Information shown >>
>>>>>
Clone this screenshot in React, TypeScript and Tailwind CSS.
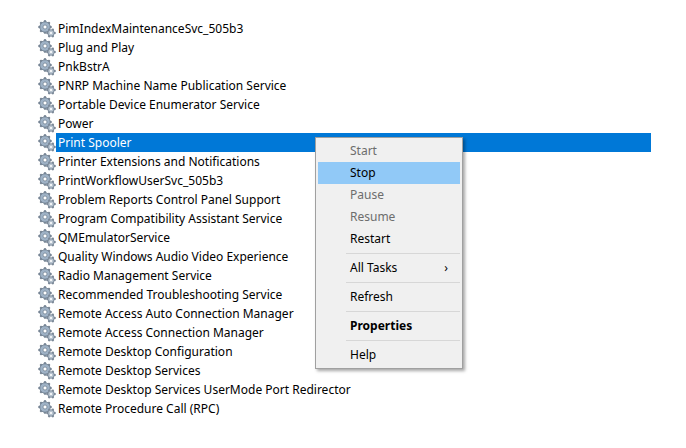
import * as React from "react";

const services = [
  "PimIndexMaintenanceSvc_505b3",
  "Plug and Play",
  "PnkBstrA",
  "PNRP Machine Name Publication Service",
  "Portable Device Enumerator Service",
  "Power",
  "Print Spooler",
  "Printer Extensions and Notifications",
  "PrintWorkflowUserSvc_505b3",
  "Problem Reports Control Panel Support",
  "Program Compatibility Assistant Service",
  "QMEmulatorService",
  "Quality Windows Audio Video Experience",
  "Radio Management Service",
  "Recommended Troubleshooting Service",
  "Remote Access Auto Connection Manager",
  "Remote Access Connection Manager",
  "Remote Desktop Configuration",
  "Remote Desktop Services",
  "Remote Desktop Services UserMode Port Redirector",
  "Remote Procedure Call (RPC)",
];

function Gears() {
  const teeth = (cx: number, cy: number, r: number, n: number) =>
    Array.from({ length: n }).map((_, i) => {
      const a = (i / n) * Math.PI * 2;
      return (
        <circle key={i} cx={cx + Math.cos(a) * r} cy={cy + Math.sin(a) * r} r={1.3} fill="#7d8a99" />
      );
    });
  return (
    <svg width="18" height="18" viewBox="0 0 18 18" className="shrink-0">
      {teeth(7, 7, 5.6, 8)}
      <circle cx="7" cy="7" r="5.2" fill="#9fb2c6" stroke="#6b7b8c" strokeWidth="0.8" />
      <circle cx="7" cy="7" r="2" fill="#ffffff" stroke="#6b7b8c" strokeWidth="0.7" />
      {teeth(13, 13, 3.6, 6)}
      <circle cx="13" cy="13" r="3.2" fill="#b7c3cf" stroke="#6b7b8c" strokeWidth="0.7" />
      <circle cx="13" cy="13" r="1.1" fill="#ffffff" />
    </svg>
  );
}

type Item = { label: string; disabled?: boolean; bold?: boolean; active?: boolean; sub?: boolean; sep?: boolean };
const menu: Item[] = [
  { label: "Start", disabled: true },
  { label: "Stop", active: true },
  { label: "Pause", disabled: true },
  { label: "Resume", disabled: true },
  { label: "Restart", sep: true },
  { label: "All Tasks", sub: true, sep: true },
  { label: "Refresh", sep: true },
  { label: "Properties", bold: true, sep: true },
  { label: "Help" },
];

export default function App() {
  return (
    <div
      className="relative w-[686px] h-[448px] bg-white text-[12px] text-black overflow-hidden"
      style={{ fontFamily: '"Noto Sans", "Open Sans", sans-serif' }}
    >
      <div className="pt-[19px] pl-[38px] pr-[35px] flex flex-col">
        {services.map((s) => (
          <div key={s} className="h-[19px] flex items-center">
            <Gears />
            <span
              className={
                "h-[19px] leading-[19px] pl-[2px] " +
                (s === "Print Spooler" ? "flex-1 bg-[#0078d7] text-white" : "")
              }
            >
              {s}
            </span>
          </div>
        ))}
      </div>

      <div className="absolute left-[315px] top-[137px] w-[148px] bg-[#f0f0f0] border border-[#a0a0a0] shadow-[2px_2px_3px_rgba(0,0,0,0.35)] p-[2px]">
        <div className="flex flex-col">
          {menu.map((m) => (
            <React.Fragment key={m.label}>
              <div
                className={
                  "h-[22px] leading-[22px] pl-[32px] pr-[12px] flex justify-between " +
                  (m.active ? "bg-[#91c9f7] " : "") +
                  (m.disabled ? "text-[#6d6d6d] " : "") +
                  (m.bold ? "font-bold" : "")
                }
              >
                <span>{m.label}</span>
                {m.sub && <span>›</span>}
              </div>
              {m.sep && <div className="my-[3px] ml-[28px] h-px bg-[#d7d7d7]" />}
            </React.Fragment>
          ))}
        </div>
      </div>
    </div>
  );
}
<<<<<
The task >> Repeat the material verbatim. Do not carry over any picture.

Answer to the exercise >>
Clone this screenshot in React, TypeScript and Tailwind CSS.
import * as React from "react";

const services = [
  "PimIndexMaintenanceSvc_505b3",
  "Plug and Play",
  "PnkBstrA",
  "PNRP Machine Name Publication Service",
  "Portable Device Enumerator Service",
  "Power",
  "Print Spooler",
  "Printer Extensions and Notifications",
  "PrintWorkflowUserSvc_505b3",
  "Problem Reports Control Panel Support",
  "Program Compatibility Assistant Service",
  "QMEmulatorService",
  "Quality Windows Audio Video Experience",
  "Radio Management Service",
  "Recommended Troubleshooting Service",
  "Remote Access Auto Connection Manager",
  "Remote Access Connection Manager",
  "Remote Desktop Configuration",
  "Remote Desktop Services",
  "Remote Desktop Services UserMode Port Redirector",
  "Remote Procedure Call (RPC)",
];

function Gears() {
  const teeth = (cx: number, cy: number, r: number, n: number) =>
    Array.from({ length: n }).map((_, i) => {
      const a = (i / n) * Math.PI * 2;
      return (
        <circle key={i} cx={cx + Math.cos(a) * r} cy={cy + Math.sin(a) * r} r={1.3} fill="#7d8a99" />
      );
    });
  return (
    <svg width="18" height="18" viewBox="0 0 18 18" className="shrink-0">
      {teeth(7, 7, 5.6, 8)}
      <circle cx="7" cy="7" r="5.2" fill="#9fb2c6" stroke="#6b7b8c" strokeWidth="0.8" />
      <circle cx="7" cy="7" r="2" fill="#ffffff" stroke="#6b7b8c" strokeWidth="0.7" />
      {teeth(13, 13, 3.6, 6)}
      <circle cx="13" cy="13" r="3.2" fill="#b7c3cf" stroke="#6b7b8c" strokeWidth="0.7" />
      <circle cx="13" cy="13" r="1.1" fill="#ffffff" />
    </svg>
  );
}

type Item = { label: string; disabled?: boolean; bold?: boolean; active?: boolean; sub?: boolean; sep?: boolean };
const menu: Item[] = [
  { label: "Start", disabled: true },
  { label: "Stop", active: true },
  { label: "Pause", disabled: true },
  { label: "Resume", disabled: true },
  { label: "Restart", sep: true },
  { label: "All Tasks", sub: true, sep: true },
  { label: "Refresh", sep: true },
  { label: "Properties", bold: true, sep: true },
  { label: "Help" },
];

export default function App() {
  return (
    <div
      className="relative w-[686px] h-[448px] bg-white text-[12px] text-black overflow-hidden"
      style={{ fontFamily: '"Noto Sans", "Open Sans", sans-serif' }}
    >
      <div className="pt-[19px] pl-[38px] pr-[35px] flex flex-col">
        {services.map((s) => (
          <div key={s} className="h-[19px] flex items-center">
            <Gears />
            <span
              className={
                "h-[19px] leading-[19px] pl-[2px] " +
                (s === "Print Spooler" ? "flex-1 bg-[#0078d7] text-white" : "")
              }
            >
              {s}
            </span>
          </div>
        ))}
      </div>

      <div className="absolute left-[315px] top-[137px] w-[148px] bg-[#f0f0f0] border border-[#a0a0a0] shadow-[2px_2px_3px_rgba(0,0,0,0.35)] p-[2px]">
        <div className="flex flex-col">
          {menu.map((m) => (
            <React.Fragment key={m.label}>
              <div
                className={
                  "h-[22px] leading-[22px] pl-[32px] pr-[12px] flex justify-between " +
                  (m.active ? "bg-[#91c9f7] " : "") +
                  (m.disabled ? "text-[#6d6d6d] " : "") +
                  (m.bold ? "font-bold" : "")
                }
              >
                <span>{m.label}</span>
                {m.sub && <span>›</span>}
              </div>
              {m.sep && <div className="my-[3px] ml-[28px] h-px bg-[#d7d7d7]" />}
            </React.Fragment>
          ))}
        </div>
      </div>
    </div>
  );
}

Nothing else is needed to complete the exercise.